• **THE EXERCISE**
All material below is to be reproduced exactly.

BEGIN GIVEN MATERIAL

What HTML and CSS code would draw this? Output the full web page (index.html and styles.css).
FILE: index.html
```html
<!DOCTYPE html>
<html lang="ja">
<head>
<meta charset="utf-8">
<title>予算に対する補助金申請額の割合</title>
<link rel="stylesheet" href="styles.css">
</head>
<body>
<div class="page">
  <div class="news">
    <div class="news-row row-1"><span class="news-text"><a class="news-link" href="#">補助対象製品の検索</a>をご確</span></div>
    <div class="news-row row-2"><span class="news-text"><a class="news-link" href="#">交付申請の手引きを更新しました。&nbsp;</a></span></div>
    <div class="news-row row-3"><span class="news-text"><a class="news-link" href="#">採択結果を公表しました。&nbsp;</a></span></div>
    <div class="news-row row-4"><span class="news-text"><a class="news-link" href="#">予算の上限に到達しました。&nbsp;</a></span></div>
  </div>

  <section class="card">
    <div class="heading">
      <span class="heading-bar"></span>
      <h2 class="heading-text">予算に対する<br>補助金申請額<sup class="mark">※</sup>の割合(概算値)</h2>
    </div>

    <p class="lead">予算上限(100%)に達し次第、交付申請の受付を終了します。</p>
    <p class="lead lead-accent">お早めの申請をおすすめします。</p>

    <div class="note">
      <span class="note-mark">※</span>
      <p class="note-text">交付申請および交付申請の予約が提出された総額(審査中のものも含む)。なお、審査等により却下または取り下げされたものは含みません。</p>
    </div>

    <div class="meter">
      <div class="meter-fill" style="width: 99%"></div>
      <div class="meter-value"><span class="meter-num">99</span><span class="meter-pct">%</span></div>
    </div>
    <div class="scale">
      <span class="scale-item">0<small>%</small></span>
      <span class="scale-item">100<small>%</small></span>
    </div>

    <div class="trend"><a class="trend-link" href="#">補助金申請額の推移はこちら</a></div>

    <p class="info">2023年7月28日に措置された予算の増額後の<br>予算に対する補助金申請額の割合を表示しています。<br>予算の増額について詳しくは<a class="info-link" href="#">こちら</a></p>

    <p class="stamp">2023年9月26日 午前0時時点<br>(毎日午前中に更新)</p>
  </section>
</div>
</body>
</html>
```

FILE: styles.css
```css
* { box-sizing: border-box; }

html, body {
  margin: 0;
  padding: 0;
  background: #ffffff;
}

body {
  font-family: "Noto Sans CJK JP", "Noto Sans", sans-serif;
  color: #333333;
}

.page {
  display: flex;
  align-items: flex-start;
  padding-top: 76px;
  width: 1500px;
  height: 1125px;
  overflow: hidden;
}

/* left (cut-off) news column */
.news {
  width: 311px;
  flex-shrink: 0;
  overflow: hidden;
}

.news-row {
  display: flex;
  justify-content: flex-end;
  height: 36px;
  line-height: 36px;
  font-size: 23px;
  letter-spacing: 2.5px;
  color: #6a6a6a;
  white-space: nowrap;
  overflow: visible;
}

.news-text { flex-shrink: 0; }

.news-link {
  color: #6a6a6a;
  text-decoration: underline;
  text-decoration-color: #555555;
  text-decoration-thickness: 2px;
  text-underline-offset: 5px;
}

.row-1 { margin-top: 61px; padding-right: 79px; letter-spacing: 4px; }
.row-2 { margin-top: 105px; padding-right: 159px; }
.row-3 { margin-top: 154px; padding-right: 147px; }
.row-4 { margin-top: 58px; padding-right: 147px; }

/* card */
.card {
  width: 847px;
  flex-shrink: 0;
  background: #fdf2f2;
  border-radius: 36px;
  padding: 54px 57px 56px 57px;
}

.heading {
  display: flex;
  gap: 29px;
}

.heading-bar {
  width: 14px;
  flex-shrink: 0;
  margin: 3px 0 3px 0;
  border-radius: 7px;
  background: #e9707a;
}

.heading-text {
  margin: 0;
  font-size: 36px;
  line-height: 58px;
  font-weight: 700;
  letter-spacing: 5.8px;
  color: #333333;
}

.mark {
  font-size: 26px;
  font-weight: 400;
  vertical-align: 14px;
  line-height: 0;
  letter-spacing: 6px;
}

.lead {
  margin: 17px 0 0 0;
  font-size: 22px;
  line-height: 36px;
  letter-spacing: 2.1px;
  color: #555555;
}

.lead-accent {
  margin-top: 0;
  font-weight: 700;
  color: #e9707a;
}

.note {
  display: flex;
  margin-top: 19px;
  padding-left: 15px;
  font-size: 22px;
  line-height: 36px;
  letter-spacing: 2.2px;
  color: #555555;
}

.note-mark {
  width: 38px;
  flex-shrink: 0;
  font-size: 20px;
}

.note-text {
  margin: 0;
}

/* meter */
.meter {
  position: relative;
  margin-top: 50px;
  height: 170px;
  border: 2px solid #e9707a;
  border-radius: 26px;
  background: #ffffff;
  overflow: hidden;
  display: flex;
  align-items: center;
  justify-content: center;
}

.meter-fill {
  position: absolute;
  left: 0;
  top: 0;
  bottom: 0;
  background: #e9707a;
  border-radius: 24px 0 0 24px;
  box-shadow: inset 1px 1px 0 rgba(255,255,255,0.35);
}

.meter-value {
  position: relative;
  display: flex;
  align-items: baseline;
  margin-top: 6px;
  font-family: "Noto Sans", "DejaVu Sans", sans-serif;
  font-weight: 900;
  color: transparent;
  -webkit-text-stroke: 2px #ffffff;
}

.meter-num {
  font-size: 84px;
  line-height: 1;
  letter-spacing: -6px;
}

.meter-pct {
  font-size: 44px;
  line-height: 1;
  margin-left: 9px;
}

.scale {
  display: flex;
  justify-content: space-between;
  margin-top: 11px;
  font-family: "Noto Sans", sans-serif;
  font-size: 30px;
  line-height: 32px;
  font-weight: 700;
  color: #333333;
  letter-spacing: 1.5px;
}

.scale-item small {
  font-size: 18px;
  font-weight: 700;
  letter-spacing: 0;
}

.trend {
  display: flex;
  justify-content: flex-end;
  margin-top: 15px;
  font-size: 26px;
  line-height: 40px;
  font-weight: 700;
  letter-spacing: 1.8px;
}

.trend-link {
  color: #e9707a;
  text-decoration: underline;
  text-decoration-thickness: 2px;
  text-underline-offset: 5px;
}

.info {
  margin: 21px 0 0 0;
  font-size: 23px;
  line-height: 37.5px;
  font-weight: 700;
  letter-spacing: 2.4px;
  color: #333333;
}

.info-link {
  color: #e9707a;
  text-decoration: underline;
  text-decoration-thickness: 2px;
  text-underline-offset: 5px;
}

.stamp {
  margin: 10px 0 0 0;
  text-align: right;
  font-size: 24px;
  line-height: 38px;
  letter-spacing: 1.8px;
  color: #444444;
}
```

END GIVEN MATERIAL

• **RESPONSE FOR THIS EXERCISE**
What HTML and CSS code would draw this? Output the full web page (index.html and styles.css).
FILE: index.html
```html
<!DOCTYPE html>
<html lang="ja">
<head>
<meta charset="utf-8">
<title>予算に対する補助金申請額の割合</title>
<link rel="stylesheet" href="styles.css">
</head>
<body>
<div class="page">
  <div class="news">
    <div class="news-row row-1"><span class="news-text"><a class="news-link" href="#">補助対象製品の検索</a>をご確</span></div>
    <div class="news-row row-2"><span class="news-text"><a class="news-link" href="#">交付申請の手引きを更新しました。&nbsp;</a></span></div>
    <div class="news-row row-3"><span class="news-text"><a class="news-link" href="#">採択結果を公表しました。&nbsp;</a></span></div>
    <div class="news-row row-4"><span class="news-text"><a class="news-link" href="#">予算の上限に到達しました。&nbsp;</a></span></div>
  </div>

  <section class="card">
    <div class="heading">
      <span class="heading-bar"></span>
      <h2 class="heading-text">予算に対する<br>補助金申請額<sup class="mark">※</sup>の割合(概算値)</h2>
    </div>

    <p class="lead">予算上限(100%)に達し次第、交付申請の受付を終了します。</p>
    <p class="lead lead-accent">お早めの申請をおすすめします。</p>

    <div class="note">
      <span class="note-mark">※</span>
      <p class="note-text">交付申請および交付申請の予約が提出された総額(審査中のものも含む)。なお、審査等により却下または取り下げされたものは含みません。</p>
    </div>

    <div class="meter">
      <div class="meter-fill" style="width: 99%"></div>
      <div class="meter-value"><span class="meter-num">99</span><span class="meter-pct">%</span></div>
    </div>
    <div class="scale">
      <span class="scale-item">0<small>%</small></span>
      <span class="scale-item">100<small>%</small></span>
    </div>

    <div class="trend"><a class="trend-link" href="#">補助金申請額の推移はこちら</a></div>

    <p class="info">2023年7月28日に措置された予算の増額後の<br>予算に対する補助金申請額の割合を表示しています。<br>予算の増額について詳しくは<a class="info-link" href="#">こちら</a></p>

    <p class="stamp">2023年9月26日 午前0時時点<br>(毎日午前中に更新)</p>
  </section>
</div>
</body>
</html>
```

FILE: styles.css
```css
* { box-sizing: border-box; }

html, body {
  margin: 0;
  padding: 0;
  background: #ffffff;
}

body {
  font-family: "Noto Sans CJK JP", "Noto Sans", sans-serif;
  color: #333333;
}

.page {
  display: flex;
  align-items: flex-start;
  padding-top: 76px;
  width: 1500px;
  height: 1125px;
  overflow: hidden;
}

/* left (cut-off) news column */
.news {
  width: 311px;
  flex-shrink: 0;
  overflow: hidden;
}

.news-row {
  display: flex;
  justify-content: flex-end;
  height: 36px;
  line-height: 36px;
  font-size: 23px;
  letter-spacing: 2.5px;
  color: #6a6a6a;
  white-space: nowrap;
  overflow: visible;
}

.news-text { flex-shrink: 0; }

.news-link {
  color: #6a6a6a;
  text-decoration: underline;
  text-decoration-color: #555555;
  text-decoration-thickness: 2px;
  text-underline-offset: 5px;
}

.row-1 { margin-top: 61px; padding-right: 79px; letter-spacing: 4px; }
.row-2 { margin-top: 105px; padding-right: 159px; }
.row-3 { margin-top: 154px; padding-right: 147px; }
.row-4 { margin-top: 58px; padding-right: 147px; }

/* card */
.card {
  width: 847px;
  flex-shrink: 0;
  background: #fdf2f2;
  border-radius: 36px;
  padding: 54px 57px 56px 57px;
}

.heading {
  display: flex;
  gap: 29px;
}

.heading-bar {
  width: 14px;
  flex-shrink: 0;
  margin: 3px 0 3px 0;
  border-radius: 7px;
  background: #e9707a;
}

.heading-text {
  margin: 0;
  font-size: 36px;
  line-height: 58px;
  font-weight: 700;
  letter-spacing: 5.8px;
  color: #333333;
}

.mark {
  font-size: 26px;
  font-weight: 400;
  vertical-align: 14px;
  line-height: 0;
  letter-spacing: 6px;
}

.lead {
  margin: 17px 0 0 0;
  font-size: 22px;
  line-height: 36px;
  letter-spacing: 2.1px;
  color: #555555;
}

.lead-accent {
  margin-top: 0;
  font-weight: 700;
  color: #e9707a;
}

.note {
  display: flex;
  margin-top: 19px;
  padding-left: 15px;
  font-size: 22px;
  line-height: 36px;
  letter-spacing: 2.2px;
  color: #555555;
}

.note-mark {
  width: 38px;
  flex-shrink: 0;
  font-size: 20px;
}

.note-text {
  margin: 0;
}

/* meter */
.meter {
  position: relative;
  margin-top: 50px;
  height: 170px;
  border: 2px solid #e9707a;
  border-radius: 26px;
  background: #ffffff;
  overflow: hidden;
  display: flex;
  align-items: center;
  justify-content: center;
}

.meter-fill {
  position: absolute;
  left: 0;
  top: 0;
  bottom: 0;
  background: #e9707a;
  border-radius: 24px 0 0 24px;
  box-shadow: inset 1px 1px 0 rgba(255,255,255,0.35);
}

.meter-value {
  position: relative;
  display: flex;
  align-items: baseline;
  margin-top: 6px;
  font-family: "Noto Sans", "DejaVu Sans", sans-serif;
  font-weight: 900;
  color: transparent;
  -webkit-text-stroke: 2px #ffffff;
}

.meter-num {
  font-size: 84px;
  line-height: 1;
  letter-spacing: -6px;
}

.meter-pct {
  font-size: 44px;
  line-height: 1;
  margin-left: 9px;
}

.scale {
  display: flex;
  justify-content: space-between;
  margin-top: 11px;
  font-family: "Noto Sans", sans-serif;
  font-size: 30px;
  line-height: 32px;
  font-weight: 700;
  color: #333333;
  letter-spacing: 1.5px;
}

.scale-item small {
  font-size: 18px;
  font-weight: 700;
  letter-spacing: 0;
}

.trend {
  display: flex;
  justify-content: flex-end;
  margin-top: 15px;
  font-size: 26px;
  line-height: 40px;
  font-weight: 700;
  letter-spacing: 1.8px;
}

.trend-link {
  color: #e9707a;
  text-decoration: underline;
  text-decoration-thickness: 2px;
  text-underline-offset: 5px;
}

.info {
  margin: 21px 0 0 0;
  font-size: 23px;
  line-height: 37.5px;
  font-weight: 700;
  letter-spacing: 2.4px;
  color: #333333;
}

.info-link {
  color: #e9707a;
  text-decoration: underline;
  text-decoration-thickness: 2px;
  text-underline-offset: 5px;
}

.stamp {
  margin: 10px 0 0 0;
  text-align: right;
  font-size: 24px;
  line-height: 38px;
  letter-spacing: 1.8px;
  color: #444444;
}
```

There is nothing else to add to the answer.